The Coast News Group
At last year’s WeAllCount event, volunteers mark a map where homeless are spotted. Collected data helps to determine county program funding. File photo by Promise Yee
Community Featured Lead Story Oceanside Oceanside Featured

Call goes out for annual homeless count volunteers

OCEANSIDE — Oceanside is readying to take an annual count of city homeless Jan. 27.

The yearly WeAllCount census is coordinated by the Regional Task Force on the Homeless.

It collects data that is used to determine county program funding. The count is mandatory to receive Housing and Urban Development funds.

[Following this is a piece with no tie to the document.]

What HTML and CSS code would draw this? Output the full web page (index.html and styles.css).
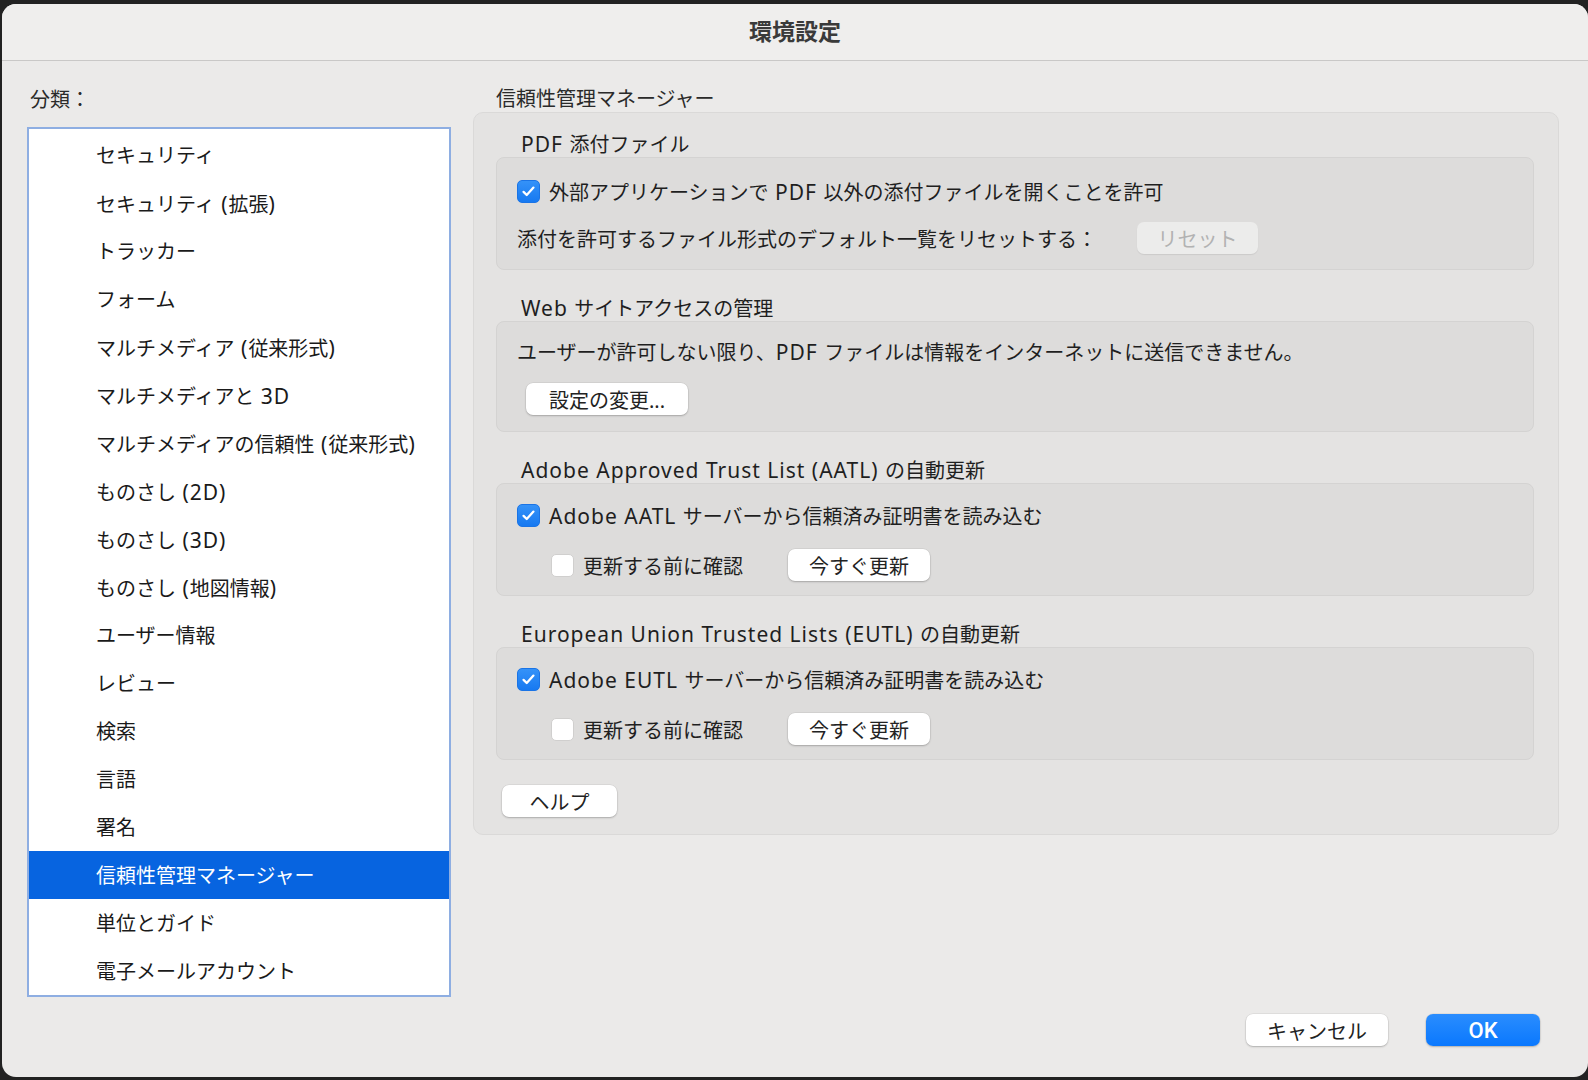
FILE: index.html
```html
<!DOCTYPE html>
<html lang="ja">
<head>
<meta charset="UTF-8">
<title>環境設定</title>
<link rel="stylesheet" href="styles.css">
</head>
<body>
<div class="window">
    <div class="titlebar">環境設定</div>
    <div class="content">
        <div class="sidebar">
            <div class="caption">分類：</div>
            <ul class="category-list">
                <li>セキュリティ</li>
                <li>セキュリティ<span class="en"> (</span>拡張<span class="en">)</span></li>
                <li>トラッカー</li>
                <li>フォーム</li>
                <li>マルチメディア<span class="en"> (</span>従来形式<span class="en">)</span></li>
                <li>マルチメディアと<span class="en"> 3D</span></li>
                <li>マルチメディアの信頼性<span class="en"> (</span>従来形式<span class="en">)</span></li>
                <li>ものさし<span class="en"> (2D)</span></li>
                <li>ものさし<span class="en"> (3D)</span></li>
                <li>ものさし<span class="en"> (</span>地図情報<span class="en">)</span></li>
                <li>ユーザー情報</li>
                <li>レビュー</li>
                <li>検索</li>
                <li>言語</li>
                <li>署名</li>
                <li class="selected">信頼性管理マネージャー</li>
                <li>単位とガイド</li>
                <li>電子メールアカウント</li>
            </ul>
        </div>
        <div class="main">
            <div class="caption main-caption">信頼性管理マネージャー</div>
            <div class="panel">
                <div class="group">
                    <div class="group-title"><span class="en">PDF </span>添付ファイル</div>
                    <div class="group-box">
                        <div class="row">
                            <span class="checkbox checked"><svg viewBox="0 0 24 24" width="17" height="17"><path d="M5 12.5l4.5 4.5L19 6.5" fill="none" stroke="#fff" stroke-width="3.2" stroke-linecap="round" stroke-linejoin="round"/></svg></span>
                            <span class="label">外部アプリケーションで<span class="en"> PDF </span>以外の添付ファイルを開くことを許可</span>
                        </div>
                        <div class="row">
                            <span>添付を許可するファイル形式のデフォルト一覧をリセットする：</span>
                            <button class="btn btn-reset" disabled>リセット</button>
                        </div>
                    </div>
                </div>
                <div class="group">
                    <div class="group-title"><span class="en">Web </span>サイトアクセスの管理</div>
                    <div class="group-box box-web">
                        <div class="row">
                            <span>ユーザーが許可しない限り、<span class="en">PDF </span>ファイルは情報をインターネットに送信できません。</span>
                        </div>
                        <div class="row">
                            <button class="btn btn-settings">設定の変更...</button>
                        </div>
                    </div>
                </div>
                <div class="group">
                    <div class="group-title"><span class="en">Adobe Approved Trust List (AATL) </span>の自動更新</div>
                    <div class="group-box box-update">
                        <div class="row">
                            <span class="checkbox checked"><svg viewBox="0 0 24 24" width="17" height="17"><path d="M5 12.5l4.5 4.5L19 6.5" fill="none" stroke="#fff" stroke-width="3.2" stroke-linecap="round" stroke-linejoin="round"/></svg></span>
                            <span class="label"><span class="en">Adobe AATL </span>サーバーから信頼済み証明書を読み込む</span>
                        </div>
                        <div class="row indent">
                            <span class="checkbox"></span>
                            <span class="label confirm">更新する前に確認</span>
                            <button class="btn btn-update">今すぐ更新</button>
                        </div>
                    </div>
                </div>
                <div class="group">
                    <div class="group-title"><span class="en">European Union Trusted Lists (EUTL) </span>の自動更新</div>
                    <div class="group-box box-update">
                        <div class="row">
                            <span class="checkbox checked"><svg viewBox="0 0 24 24" width="17" height="17"><path d="M5 12.5l4.5 4.5L19 6.5" fill="none" stroke="#fff" stroke-width="3.2" stroke-linecap="round" stroke-linejoin="round"/></svg></span>
                            <span class="label"><span class="en">Adobe EUTL </span>サーバーから信頼済み証明書を読み込む</span>
                        </div>
                        <div class="row indent">
                            <span class="checkbox"></span>
                            <span class="label confirm">更新する前に確認</span>
                            <button class="btn btn-update">今すぐ更新</button>
                        </div>
                    </div>
                </div>
                <button class="btn btn-help">ヘルプ</button>
            </div>
        </div>
    </div>
    <div class="footer">
        <button class="btn btn-cancel">キャンセル</button>
        <button class="btn btn-ok">OK</button>
    </div>
</div>
</body>
</html>
```

FILE: styles.css
```css
html, body {
    margin: 0;
    padding: 0;
}
body {
    background-color: #222222;
    font-family: "Noto Sans", "Noto Sans CJK JP", sans-serif;
    font-size: 20px;
    color: #1f1f1f;
    padding: 4px 0 0 2px;
    height: 1080px;
    box-sizing: border-box;
}
/* latin runs are set a bit wider, like the system font */
.en {
    font-size: 21px;
    letter-spacing: 1px;
}
.window {
    width: 1586px;
    height: 1073px;
    background-color: #ebeae9;
    border-radius: 14px;
    overflow: hidden;
    display: flex;
    flex-direction: column;
}
.titlebar {
    height: 56px;
    line-height: 54px;
    flex-shrink: 0;
    background-color: #efeeed;
    border-bottom: 1px solid #c9c8c7;
    text-align: center;
    font-weight: bold;
    font-size: 23px;
    color: #3a3a3a;
}
.content {
    display: flex;
    height: 936px;
    padding-left: 25px;
}
.caption {
    font-size: 20px;
    line-height: 24px;
    height: 24px;
    color: #2a2a2a;
}
.sidebar {
    width: 424px;
    padding-top: 27px;
}
.sidebar .caption {
    padding-left: 3px;
    margin-bottom: 15px;
}
.category-list {
    list-style: none;
    margin: 0;
    padding: 2px 0 0 0;
    background-color: #ffffff;
    border: 2px solid #8eaee2;
}
.category-list li {
    height: 46px;
    line-height: 46px;
    padding-top: 2px;
    padding-left: 67px;
    color: #1a1a1a;
}
.category-list li.selected {
    background-color: #0764e0;
    color: #ffffff;
}
.main {
    margin-left: 22px;
    width: 1086px;
    padding-top: 26px;
}
.main-caption {
    padding-left: 23px;
    margin-bottom: 1px;
}
.panel {
    background-color: #e4e3e2;
    border: 1px solid #dad9d8;
    border-radius: 10px;
    padding: 18px 24px 17px 22px;
}
.group + .group {
    margin-top: 25px;
}
.group-title {
    height: 26px;
    line-height: 26px;
    padding-left: 25px;
}
.group-box {
    background-color: #dddcdb;
    border: 1px solid #d4d3d2;
    border-radius: 8px;
    padding: 17px 20px 15px 20px;
    display: flex;
    flex-direction: column;
    gap: 15px;
}
.box-web {
    padding-top: 13px;
    padding-bottom: 16px;
    gap: 16px;
}
.box-update {
    padding-top: 15px;
    padding-bottom: 14px;
    gap: 18px;
}
.row {
    display: flex;
    align-items: center;
    height: 32px;
}
.row.indent {
    padding-left: 34px;
}
.checkbox {
    width: 23px;
    height: 23px;
    box-sizing: border-box;
    border-radius: 5px;
    background-color: #ffffff;
    border: 1px solid #d0cfce;
    display: flex;
    align-items: center;
    justify-content: center;
    flex-shrink: 0;
}
.checkbox.checked {
    background: linear-gradient(#3592f8, #1679f1);
    border-color: #1a74e6;
}
.label {
    margin-left: 9px;
}
.btn {
    font-family: inherit;
    font-size: 20px;
    height: 32px;
    padding: 0;
    border: none;
    border-radius: 7px;
    background-color: #ffffff;
    color: #222222;
    box-shadow: 0 1px 2px rgba(0, 0, 0, 0.22), 0 0 0 0.5px rgba(0, 0, 0, 0.08);
    cursor: pointer;
}
.btn-reset {
    width: 121px;
    margin-left: 40px;
    background-color: #ececeb;
    color: #b2b2b2;
    box-shadow: 0 1px 1px rgba(0, 0, 0, 0.08);
}
.btn-settings {
    width: 162px;
    margin-left: 9px;
}
.btn-update {
    width: 142px;
    margin-left: 45px;
}
.btn-help {
    width: 115px;
    margin-top: 25px;
    margin-left: 6px;
    display: block;
}
.footer {
    flex: 1;
    display: flex;
    justify-content: flex-end;
    align-items: flex-start;
    padding: 17px 48px 0 0;
    gap: 38px;
}
.btn-cancel {
    width: 142px;
}
.btn-ok {
    width: 114px;
    background: linear-gradient(#2a8dfe, #0a78fe);
    color: #ffffff;
    font-family: Roboto, "Liberation Sans", sans-serif;
    font-weight: 500;
    font-size: 22px;
}
```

It also gives cities and service providers a better look at the problem, and clearer understanding of the scope, impact and potential solutions to homelessness.

During the point in time count small groups of volunteers scour the city and record the number and locations of unsheltered homeless.

Each volunteer team receives a map of areas to cover and a flashlight to help them navigate in the early morning darkness. Groups drive to assigned locations and then scout and tally on foot.

They look for places homeless might shelter, like behind a wall or under an overpass.

Then they mark on the map where they spotted a homeless person. Symbols are used to indicate whether the person is in a tent, car or unsheltered.

Homeless individuals are not disturbed.

Police officers also count homeless in highly vegetated areas where homeless encampments may be located.

Police teams are led by Homeless Outreach Team officers who work as year round advocates to help city homeless connect with services and get back on their feet.

Two additional days are set aside to interview homeless individuals. The interviews take place at Brother Benno’s soup kitchen.

During the interviews homeless individuals are asked about their circumstances. Gathered data helps determine allocations of earmarked funds for homeless veterans and mentally ill.

Homeless individuals who agree to an interview receive new socks and a $10 Subway gift certificate.

Angie Hanifin, city housing program manager, said the goal is to know all city homeless by name, and move forward with efforts to get them housed.

The experience is eye opening for volunteers. Hanifin said volunteering to count or interview homeless individuals makes people more aware of the problem.

“You’re talking face to face about what happened to them, and how they got to where they are,” Hanifin said. “Some are hopeful, some are discouraged.”

Volunteers who helped with last year’s count said it provides useful information.

Last year the number of Oceanside unsheltered homeless more than doubled. In 2015, 158 unsheltered homeless were counted. In 2016 there were 392.

Hanifin said the jump may be due to a more accurate count than previous years.

“We have more police and code enforcement counting in areas that we could not send volunteers,” Hanifin said.

Oceanside has participated in the point in time count for four years. Countywide more than 1,000 volunteers participate.